Job
Include the line containing "const FLOWS = [-848, -2186, -7647, 3692];" and all lines before it, repeated exactly from the listing below, without pictures.

####################

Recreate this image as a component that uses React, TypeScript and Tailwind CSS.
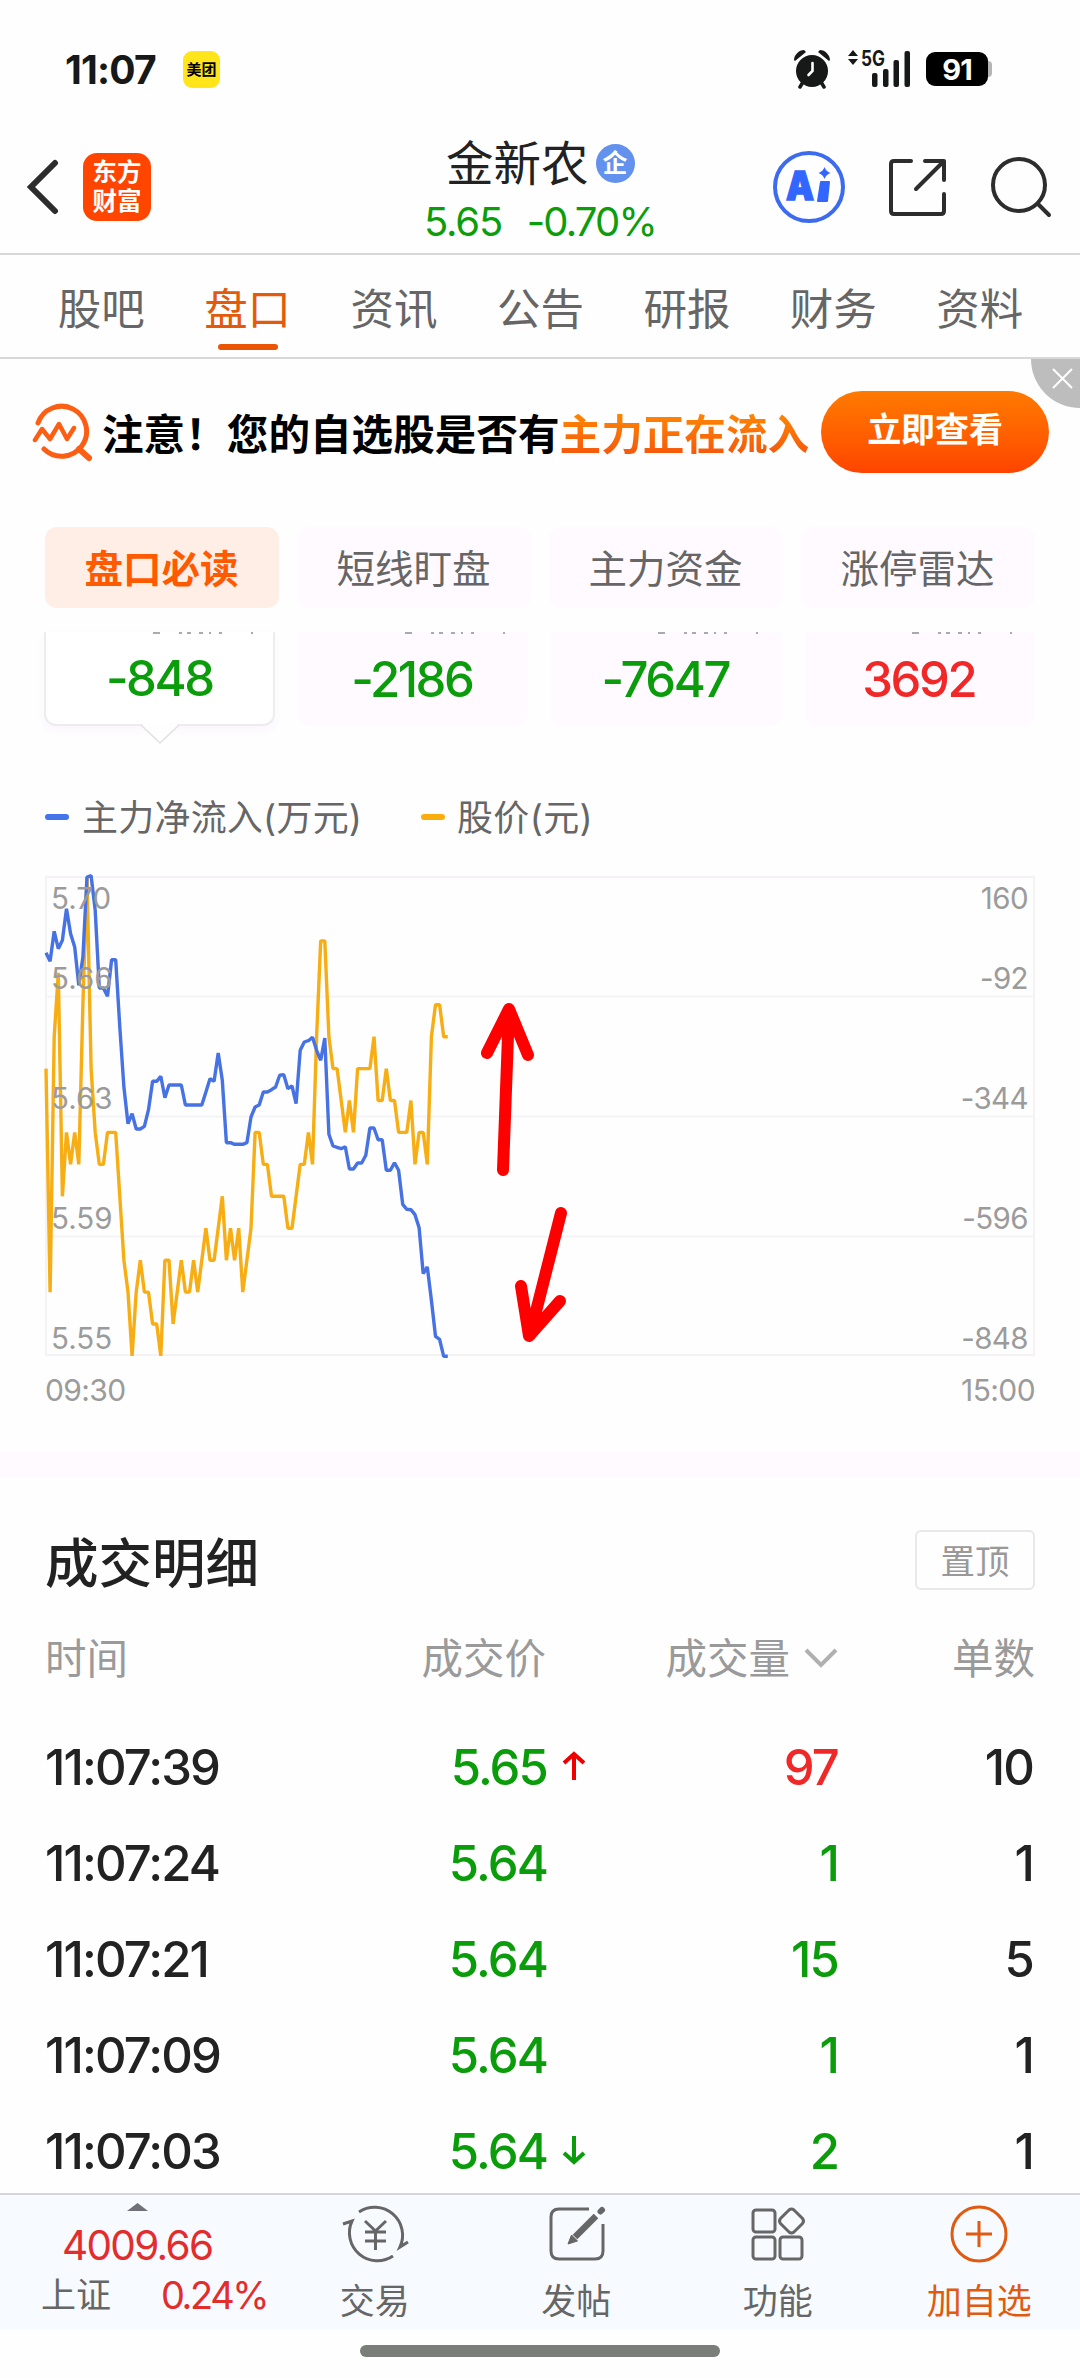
import React from 'react';
import clsx from 'clsx';

const TABS = ['股吧', '盘口', '资讯', '公告', '研报', '财务', '资料'];
const CHIPS = ['盘口必读', '短线盯盘', '主力资金', '涨停雷达'];
const FLOWS = [-848, -2186, -7647, 3692];

const TRADES = [
    { time: '11:07:39', price: '5.65', dir: 'up', volume: 97, volumeUp: true, orders: 10 },
    { time: '11:07:24', price: '5.64', dir: null, volume: 1, volumeUp: false, orders: 1 },
    { time: '11:07:21', price: '5.64', dir: null, volume: 15, volumeUp: false, orders: 5 },
    { time: '11:07:09', price: '5.64', dir: null, volume: 1, volumeUp: false, orders: 1 },
    { time: '11:07:03', price: '5.64', dir: 'down', volume: 2, volumeUp: false, orders: 1 },
];

// one point per minute, in cents above 5.50
const PRICE = [
    14, 7, 15, 17, 10, 12, 11, 12, 11, 16, 20, 14, 12, 11, 11, 12, 12, 12, 10, 8,
    7, 5, 7, 8, 7, 7, 6, 6, 5, 8, 8, 6, 7, 8, 7, 7, 8, 7, 8, 9,
    8, 8, 9, 10, 8, 9, 8, 9, 7, 8, 9, 12, 12, 11, 11, 10, 10, 10, 10, 9,
    9, 10, 11, 11, 12, 11, 15, 18, 18, 15, 14, 14, 13, 12, 13, 12, 14, 14, 14, 14,
    15, 13, 13, 14, 13, 13, 12, 12, 12, 13, 11, 12, 12, 11, 15, 16, 16, 15, 15,
];

// net inflow, distance below the top line in thirds of a pixel
const INFLOW = [
    227, 253, 163, 215, 190, 95, 170, 210, 325, 240, 0, -4, 100, 333, 333, 358, 248, 248, 450, 630,
    740, 710, 756, 756, 748, 698, 613, 613, 598, 662, 624, 624, 624, 624, 684, 684, 684, 684, 684, 645,
    605, 613, 528, 610, 797, 797, 802, 802, 802, 797, 720, 690, 684, 645, 645, 638, 630, 595, 593, 635,
    627, 680, 520, 495, 491, 481, 520, 550, 483, 772, 807, 811, 815, 809, 876, 876, 858, 858, 835, 753,
    753, 788, 788, 880, 880, 857, 880, 982, 997, 998, 1013, 1052, 1190, 1170, 1270, 1378, 1387, 1438, 1438,
];

const STEP = 4.1;
const pricePoints = PRICE.map((p, i) => `${(i * STEP).toFixed(1)},${((20 - p) * 31.93).toFixed(1)}`).join(' ');
const inflowPoints = INFLOW.map((v, i) => `${(i * STEP).toFixed(1)},${(v / 3).toFixed(1)}`).join(' ');

export default function App() {
    return (
        <div className="w-[1080px] h-[2378px] overflow-hidden bg-[#fefefe] text-[#222] font-['Inter','Noto_Sans_CJK_SC',sans-serif] leading-none whitespace-nowrap">
            <StatusBar />
            <Header />
            <nav className="h-[104px] pt-[7px] pl-[28px] pr-[27px] flex border-b-2 border-[#d8d8dc]">
                {TABS.map((tab, i) => (
                    <div
                        key={tab}
                        className={clsx(
                            'relative flex-1 flex items-center justify-center text-[43.5px]',
                            i === 1 ? 'text-[#e45a0c]' : 'text-[#666]'
                        )}
                    >
                        {tab}
                        {i === 1 && <span className="absolute bottom-[7px] w-[60px] h-[6px] rounded-full bg-[#ea5504]" />}
                    </div>
                ))}
            </nav>
            <Banner />
            <div className="mt-[17px] px-[45px] grid grid-cols-4 gap-[18px]">
                {CHIPS.map((chip, i) => (
                    <div
                        key={chip}
                        className={clsx(
                            'h-[81px] rounded-xl flex items-center justify-center pt-[4px] pr-[1px] text-[38.5px]',
                            i === 0 ? 'bg-[#ffeee6] text-[#ff5a00] font-bold' : 'bg-[#fefaff] text-[#666]'
                        )}
                    >
                        {chip}
                    </div>
                ))}
            </div>
            <FlowCards />
            <div className="mt-[64px] h-[56px] px-[45px] flex items-center text-[36px] text-[#666]">
                <span className="w-[24px] h-[6px] mb-[2px] rounded-full bg-[#4573ea]" />
                <span className="ml-[13px] w-[339px] tracking-[0.006em]">主力净流入(万元)</span>
                <span className="w-[24px] h-[6px] mb-[2px] rounded-full bg-[#faae0b]" />
                <span className="ml-[12px] tracking-[0.01em]">股价(元)</span>
            </div>
            <FlowChart />
            <div className="mt-[48px] h-[25px] bg-[#fefaff]" />
            <TradeList />
            <BottomBar />
            <div className="mx-auto mt-[15px] w-[360px] h-[12px] rounded-full bg-[#7b7d7a]" />
        </div>
    );
}

function StatusBar() {
    return (
        <div className="h-[120px] pt-[18px] flex items-center">
            <span className="ml-[65px] w-[118px] text-[39px] font-bold tracking-[-0.02em] text-[#171918]">11:07</span>
            <span className="w-[37px] h-[37px] rounded-[9px] bg-[#ffe51a] flex items-center justify-center text-[15px] font-bold text-black">美团</span>
            <svg className="ml-[573px]" width="38" height="40" viewBox="0 0 38 40" fill="#171918">
                <circle cx="19" cy="22" r="16" />
                <path d="M1 11C1 6 6 1 11 1L13 3L2 12ZM37 11C37 6 32 1 27 1L25 3L36 12Z" />
                <path d="M10 33L7 38M28 33L31 38" stroke="#171918" strokeWidth="3.5" strokeLinecap="round" />
                <path d="M19.5 14V22L15.5 26" stroke="#fff" strokeWidth="2.6" fill="none" strokeLinecap="round" />
            </svg>
            <svg className="ml-[16px] overflow-visible" width="63" height="40" viewBox="0 0 63 40" fill="#171918">
                <path d="M6 1L11 7H1ZM6 16L11 10H1Z" />
                <text x="14" y="16.500" fontSize="21" fontWeight="700" textLength="24" lengthAdjust="spacingAndGlyphs">5G</text>
                <rect x="25" y="24" width="5.5" height="14" rx="2" />
                <rect x="36" y="20" width="5.5" height="18" rx="2" />
                <rect x="46.5" y="11" width="5.5" height="27" rx="2" />
                <rect x="57.5" y="2" width="5.5" height="36" rx="2" />
            </svg>
            <span className="ml-[16px] w-[62px] h-[34px] rounded-[9px] bg-black flex items-center justify-center text-[29px] font-bold tracking-[-0.03em] text-white">91</span>
            <span className="w-[4px] h-[16px] rounded-r-[4px] bg-[#b5b5b5]" />
        </div>
    );
}

function Header() {
    return (
        <header className="h-[135px] flex items-center border-b-2 border-[#d8d8da]">
            <svg className="ml-[26px]" width="34" height="56" viewBox="0 0 34 56" fill="none" stroke="#2d2d2d" strokeWidth="6" strokeLinecap="round">
                <path d="M29 4L5 28L29 52" />
            </svg>
            <div className="ml-[23px] w-[68px] h-[68px] rounded-[14px] bg-[#ff4500] flex flex-col items-center justify-center gap-[4px] text-[24.5px] font-bold text-white">
                <span>东方</span>
                <span>财富</span>
            </div>
            <div className="ml-[273px] w-[232px] pt-[8px] flex flex-col">
                <div className="ml-[22px] h-[52px] flex items-center">
                    <span className="text-[47.5px]">金新农</span>
                    <span className="ml-[7px] w-[39px] h-[39px] rounded-full bg-[#6391ee] flex items-center justify-center text-[25px] font-bold text-white">企</span>
                </div>
                <div className="mt-[10px] h-[44px] flex items-center text-[40px] text-[#0b9d0b]">
                    <span className="w-[106px] tracking-[-0.03em]">5.65</span>
                    <span className="ml-[3px] tracking-[-0.045em]">-0.70%</span>
                </div>
            </div>
            <svg className="ml-[117px]" width="72" height="72" viewBox="0 0 72 72" fill="#3366ff">
                <circle cx="36" cy="36" r="34" fill="none" stroke="#3c6bf0" strokeWidth="4" />
                <text x="13" y="49" fontSize="40" fontWeight="900" stroke="#3366ff" strokeWidth="1.5" textLength="28" lengthAdjust="spacingAndGlyphs">A</text>
                <path d="M48 31H56L54 50H45Z" stroke="#3366ff" strokeWidth="2" strokeLinejoin="round" />
                <path d="M51.5 16Q53 20.5 57.5 22Q53 23.5 51.5 28Q50 23.5 45.5 22Q50 20.5 51.5 16Z" />
            </svg>
            <svg className="ml-[42px]" width="60" height="60" viewBox="0 0 60 60" fill="none" stroke="#2d2d2d" strokeWidth="4" strokeLinecap="round" strokeLinejoin="round">
                <path d="M24 4H7Q4 4 4 7V54Q4 57 7 57H54Q57 57 57 54V37" />
                <path d="M38 4H57V23M56 5L29 32" />
            </svg>
            <svg className="ml-[43px]" width="62" height="62" viewBox="0 0 62 62" fill="none" stroke="#2d2d2d" strokeWidth="4" strokeLinecap="round">
                <circle cx="29" cy="29" r="26" />
                <path d="M48 48L59 59" />
            </svg>
        </header>
    );
}

function Banner() {
    return (
        <div className="relative h-[151px] pl-[32px] flex items-center">
            <svg className="mb-[3px]" width="62" height="60" viewBox="0 0 62 60" fill="none" stroke="#fc5e14" strokeWidth="5" strokeLinecap="round" strokeLinejoin="round">
                <path d="M6 20A25 25 0 1 1 12 46" />
                <path d="M47 46L57 55" strokeWidth="6" />
                <path d="M3 37L10 26L18 36L27 21L35 36L42 25" strokeWidth="4.5" />
            </svg>
            <span className="ml-[8px] pt-[2px] text-[41.6px] font-bold text-black">注意！您的自选股是否有</span>
            <span className="pt-[6px] pb-1 text-[41.6px] font-bold bg-gradient-to-b from-[#ff8a00] to-[#f4500c] bg-clip-text text-transparent">主力正在流入</span>
            <button className="ml-[12px] mb-[6px] w-[228px] h-[82px] pb-[4px] rounded-full bg-gradient-to-b from-[#ff7a00] to-[#ff4300] text-[34px] font-bold text-white">立即查看</button>
            <div className="absolute right-0 top-0 w-[49px] h-[49px] pl-[21px] pt-[9px] rounded-bl-full bg-[#bdbdbd]">
                <svg width="21" height="21" viewBox="0 0 21 21" stroke="#fff" strokeWidth="2">
                    <path d="M1 1L20 20M20 1L1 20" />
                </svg>
            </div>
        </div>
    );
}

function FlowCards() {
    return (
        <div className="mt-[24px] pl-[44px] pr-[45px] grid grid-cols-4 gap-[23px]">
            {FLOWS.map((value, i) => (
                <div
                    key={value}
                    className={clsx(
                        'relative h-[94px] rounded-b-xl flex items-center justify-center text-[49px] font-medium tracking-[-0.05em]',
                        i === 0 ? 'bg-white border-2 border-t-0 border-[#efecef] shadow-[0_4px_10px_#faf6fb]' : 'pr-[2px] bg-[#fefaff]',
                        value > 0 ? 'text-[#f02828]' : 'text-[#0a9c0a]'
                    )}
                >
                    {/* feet of the title row that is scrolled under the chips */}
                    <svg className="absolute top-0 left-[107px]" width="102" height="2" stroke="#aaa" strokeWidth="2">
                        <path d="M0 1H7M26 1H29M34 1H38M46 1H50M56 1H58M66 1H69M98 1H100" />
                    </svg>
                    {value}
                    {i === 0 && (
                        <svg className="absolute left-[94px] top-[91px]" width="40" height="22" fill="#fefefe" stroke="#e3e0e3" strokeWidth="1.5">
                            <path d="M1 2L20 20L39 2" />
                            <path d="M3 0H37V2H3Z" stroke="none" />
                        </svg>
                    )}
                </div>
            ))}
        </div>
    );
}

function FlowChart() {
    return (
        <div className="mt-[30px] mx-[45px]">
            <div className="relative h-[480px] border-2 border-[#f5f2f5] flex flex-col text-[29.5px] text-[#9b9b9b]">
                <svg className="absolute -left-px -top-[1.5px] overflow-visible" width="988" height="479" fill="none">
                    <path d="M0 119.500H988M0 239.500H988M0 359.500H988" stroke="#f4f3f5" strokeWidth="2" />
                    <polyline points={pricePoints} stroke="#f7ae14" strokeWidth="3.4" strokeLinejoin="bevel" />
                    <polyline points={inflowPoints} stroke="#4672e3" strokeWidth="3.4" strokeLinejoin="bevel" />
                    <g stroke="#ff0000" strokeWidth="12" strokeLinecap="round" strokeLinejoin="round">
                        <path d="M463 132L457 293M441 176L463 132L482 178" />
                        <path d="M463 132L455 154H471Z" fill="#ff0000" strokeWidth="6" />
                        <path d="M515 336L484 458M475 409L483 459L514 424" />
                        <path d="M483 459L481 440L492 444Z" fill="#ff0000" strokeWidth="6" />
                    </g>
                </svg>
                <AxisRow left="5.70" right="160" className="h-[39px]" />
                <AxisRow left="5.66" right="-92" className="h-[80px]" />
                <AxisRow left="5.63" right="-344" className="h-[120px]" />
                <AxisRow left="5.59" right="-596" className="h-[120px]" />
                <AxisRow left="5.55" right="-848" className="h-[120px]" />
            </div>
            <div className="h-[48px] pt-[19px] flex justify-between text-[30px] tracking-[-0.02em] text-[#9b9b9b]">
                <span>09:30</span>
                <span>15:00</span>
            </div>
        </div>
    );
}

function AxisRow({ left, right, className }: { left: string; right: string; className: string }) {
    return (
        <div className={clsx('relative shrink-0 pl-[4px] pr-[5px] pb-[4px] flex items-end justify-between', className)}>
            <span>{left}</span>
            <span className="tracking-[-0.02em]">{right}</span>
        </div>
    );
}

function TradeList() {
    return (
        <section className="h-[716px] px-[45px] overflow-hidden">
            <div className="mt-[53px] h-[60px] flex items-center justify-between">
                <h2 className="pt-[8px] text-[53.5px] font-medium">成交明细</h2>
                <button className="w-[120px] h-[60px] pt-[4px] rounded-[6px] border-2 border-[#e8e8ea] text-[34.5px] text-[#999]">置顶</button>
            </div>
            <div className="mt-[40px] h-[60px] grid grid-cols-[501px_292px_1fr] items-center text-[41.5px] text-[#9a9a9a]">
                <div className="flex justify-between">
                    <span>时间</span>
                    <span>成交价</span>
                </div>
                <div className="flex justify-end items-center gap-[14px]">
                    成交量
                    <svg className="mb-[5px]" width="34" height="22" viewBox="0 0 34 22" fill="none" stroke="#b0b0b0" strokeWidth="4">
                        <path d="M2 3L17 18L32 3" />
                    </svg>
                </div>
                <span className="text-right">单数</span>
            </div>
            <div className="mt-[29px] text-[49px] font-medium tracking-[-0.038em]">
                {TRADES.map((t) => (
                    <div key={t.time} className="h-[96px] grid grid-cols-[502px_291px_1fr] items-center">
                        <div className="flex justify-between">
                            <span>{t.time}</span>
                            <span className="text-[#0a9c0a]">{t.price}</span>
                        </div>
                        <div className={clsx('pl-[15px] flex items-center', t.volumeUp ? 'text-[#f02828]' : 'text-[#0a9c0a]')}>
                            {t.dir === 'up' && <PriceArrow className="mb-[3px] text-[#ee0000]" />}
                            {t.dir === 'down' && <PriceArrow className="mb-[3px] text-[#0a9c0a] rotate-180" />}
                            <span className="ml-auto">{t.volume}</span>
                        </div>
                        <span className="pr-[2px] text-right">{t.orders}</span>
                    </div>
                ))}
            </div>
        </section>
    );
}

function PriceArrow({ className }: { className: string }) {
    return (
        <svg className={className} width="24" height="30" viewBox="0 0 24 30" fill="none" stroke="currentColor" strokeWidth="4">
            <path d="M12 29V4M2 12L12 3L22 12" />
        </svg>
    );
}

function BottomBar() {
    return (
        <footer className="h-[137px] flex border-t-2 border-[#d6d6da] bg-[#f7faff]">
            <div className="w-[274px] flex flex-col">
                <svg className="ml-[127px] mt-[8px]" width="21" height="8" fill="#707078">
                    <path d="M0 8L10.5 0L21 8Z" />
                </svg>
                <span className="ml-[62px] mt-[15px] h-[40px] text-[40.5px] leading-[40px] tracking-[-0.042em] text-[#e32c2c]">4009.66</span>
                <div className="ml-[41px] mt-[10px] flex items-center text-[35px] text-[#666]">
                    <span className="w-[120px]">上证</span>
                    <span className="text-[38px] tracking-[-0.065em] text-[#e32c2c]">0.24%</span>
                </div>
            </div>
            <NavItem label="交易">
                <path d="M19 13A28 28 0 0 1 60 48L68 43M53 57A28 28 0 0 1 12 22L3 25" />
                <path d="M25 22L35.5 32L46 22M35.5 32V51M25 33H46M25 42H46" />
            </NavItem>
            <NavItem label="发帖">
                <path d="M48 10H18Q10 10 10 18V52Q10 60 18 60H54Q62 60 62 52V25" />
                <path d="M55 17L34 38" strokeWidth="6.500" />
                <path d="M27 45L30.5 36L36.5 42Z" fill="currentColor" strokeWidth="1" />
                <path d="M59.5 12.5L61 11" strokeWidth="6" strokeLinecap="round" />
            </NavItem>
            <NavItem label="功能">
                <rect x="10" y="11" width="22" height="22" rx="3" />
                <rect x="10" y="38" width="22" height="22" rx="3" />
                <rect x="37" y="38" width="22" height="22" rx="3" />
                <path d="M46 11Q48.5 9 51 11L59.5 19.5Q61.5 22 59.5 24.5L51 33Q48.5 35 46 33L37.5 24.5Q35.5 22 37.5 19.5Z" />
            </NavItem>
            <NavItem label="加自选" active>
                <circle cx="35" cy="35" r="27" />
                <path d="M35 22V48M22 35H48" />
            </NavItem>
        </footer>
    );
}

function NavItem({ label, active, children }: { label: string; active?: boolean; children: React.ReactNode }) {
    return (
        <div className={clsx('flex-1 flex flex-col items-center', active ? 'text-[#e05a10]' : 'text-[#666]')}>
            <svg className="mt-[4px]" width="70" height="70" viewBox="0 0 70 70" fill="none" stroke="currentColor" strokeWidth="3">
                {children}
            </svg>
            <span className="mt-[15px] text-[35px]">{label}</span>
        </div>
    );
}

####################

Response to the task
Recreate this image as a component that uses React, TypeScript and Tailwind CSS.
import React from 'react';
import clsx from 'clsx';

const TABS = ['股吧', '盘口', '资讯', '公告', '研报', '财务', '资料'];
const CHIPS = ['盘口必读', '短线盯盘', '主力资金', '涨停雷达'];
const FLOWS = [-848, -2186, -7647, 3692];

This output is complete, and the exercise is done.